PROBLEM TO WORK ON: Set the lines down again exactly, first line through the line that contains "Arial, Helvetica, sans-serif'", with no pictures.

RECORDED INFORMATION:
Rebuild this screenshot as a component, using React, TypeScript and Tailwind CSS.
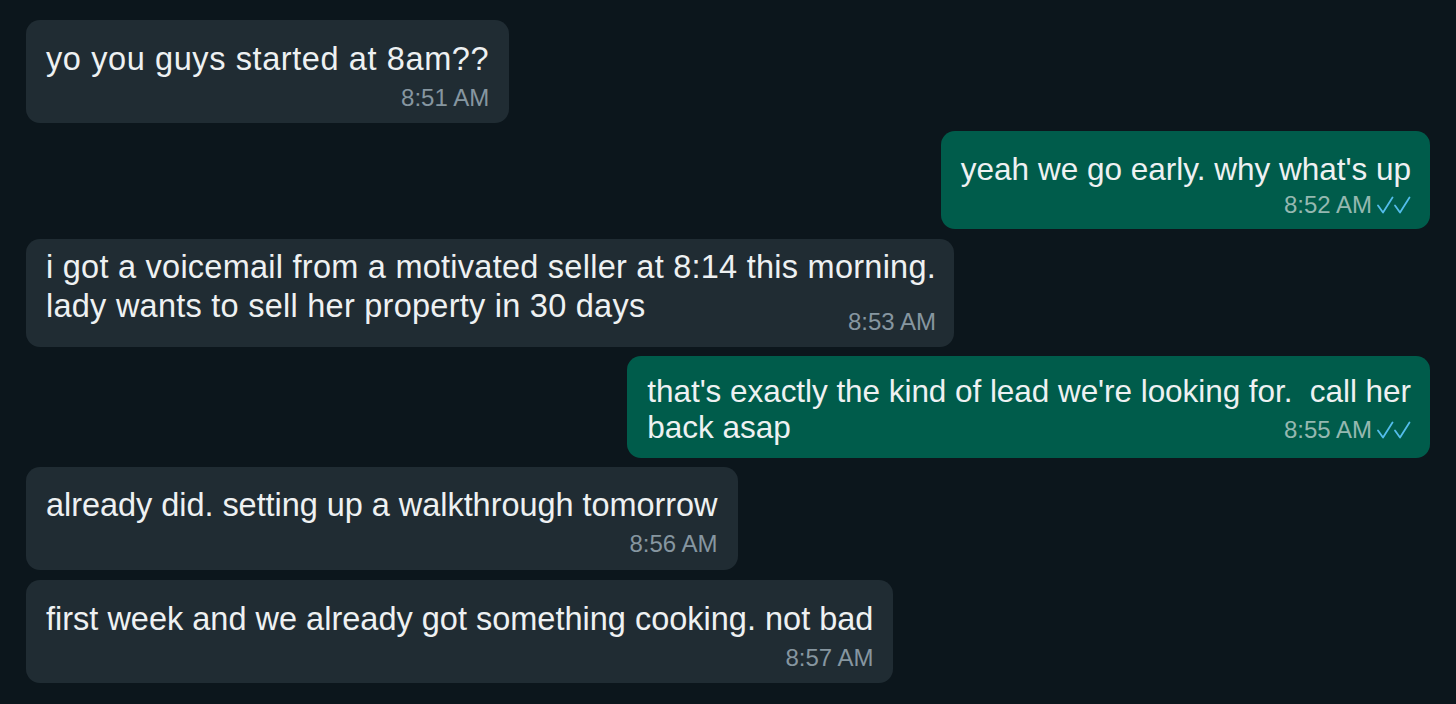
import React from "react";

const FONT = { fontFamily: '"Liberation Sans", Arial, Helvetica, sans-serif' };

function Checks() {
  return (
    <svg width="34" height="18" viewBox="0 0 34 18" fill="none" className="ml-[5px] shrink-0">
      <polyline points="1,9.5 6,16.5 15.5,1.5" stroke="#53bdeb" strokeWidth="1.8" strokeLinecap="round" strokeLinejoin="round" />
      <polyline points="18,9.5 23,16.5 32.5,1.5" stroke="#53bdeb" strokeWidth="1.8" strokeLinecap="round" strokeLinejoin="round" />
    </svg>
  );
}

function Time({ t, out }: { t: string; out?: boolean }) {
  return (
    <div className={`flex items-center text-[24px] leading-[26px] whitespace-nowrap ${out ? "text-[#95b8b0]" : "text-[#8696a0]"}`}>
      <span>{t}</span>
      {out && <Checks />}
    </div>
  );
}

export default function App() {
  return (
    <div style={FONT} className="w-full h-[704px] overflow-hidden bg-[#0c161c] flex flex-col px-[26px] pt-[20px] text-[#eef1f2]">
      {/* 1 */}
      <div className="self-start bg-[#202c33] rounded-[14px] pl-[20px] pr-[20px] pt-[20px] pb-[12px] flex flex-col">
        <div className="text-[32.5px] leading-[38px] tracking-[0.6px] whitespace-nowrap">yo you guys started at 8am??</div>
        <div className="flex justify-end mt-[7px]"><Time t="8:51 AM" /></div>
      </div>

      {/* 2 */}
      <div className="self-end mt-[8px] bg-[#005c4b] rounded-[14px] pl-[20px] pr-[19px] pt-[19px] pb-[11px] flex flex-col">
        <div className="text-[31.5px] leading-[38px] whitespace-nowrap">yeah we go early. why what's up</div>
        <div className="flex justify-end mt-[4px]"><Time t="8:52 AM" out /></div>
      </div>

      {/* 3 */}
      <div className="self-start mt-[10px] bg-[#202c33] rounded-[14px] pl-[20px] pr-[18px] pt-[9px] pb-[12px] flex flex-col">
        <div className="text-[32.5px] leading-[39px] tracking-[0.25px] whitespace-nowrap">i got a voicemail from a motivated seller at 8:14 this morning.</div>
        <div className="flex items-start justify-between">
          <div className="text-[32.5px] leading-[38px] tracking-[0.25px] whitespace-nowrap">lady wants to sell her property in 30 days</div>
          <div className="mt-[22px] ml-[16px]"><Time t="8:53 AM" /></div>
        </div>
      </div>

      {/* 4 */}
      <div className="self-end mt-[9px] bg-[#005c4b] rounded-[14px] pl-[20px] pr-[19px] pt-[17px] pb-[13px] flex flex-col">
        <div className="text-[31.5px] leading-[36px] tracking-[-0.05px] whitespace-pre">that's exactly the kind of lead we're looking for.  call her</div>
        <div className="flex items-end justify-between">
          <div className="text-[31.5px] leading-[36px] whitespace-nowrap">back asap</div>
          <div className="mb-[2px]"><Time t="8:55 AM" out /></div>
        </div>
      </div>

      {/* 5 */}
      <div className="self-start mt-[9px] bg-[#202c33] rounded-[14px] pl-[20px] pr-[20px] pt-[19px] pb-[13px] flex flex-col">
        <div className="text-[32.5px] leading-[38px] tracking-[-0.05px] whitespace-nowrap">already did. setting up a walkthrough tomorrow</div>
        <div className="flex justify-end mt-[7px]"><Time t="8:56 AM" /></div>
      </div>

      {/* 6 */}
      <div className="self-start mt-[10px] bg-[#202c33] rounded-[14px] pl-[20px] pr-[20px] pt-[20px] pb-[12px] flex flex-col">
        <div className="text-[32.5px] leading-[38px] whitespace-nowrap">first week and we already got something cooking. not bad</div>
        <div className="flex justify-end mt-[7px]"><Time t="8:57 AM" /></div>
      </div>
    </div>
  );
}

ANSWER TO THE TASK:
Rebuild this screenshot as a component, using React, TypeScript and Tailwind CSS.
import React from "react";

const FONT = { fontFamily: '"Liberation Sans", Arial, Helvetica, sans-serif' };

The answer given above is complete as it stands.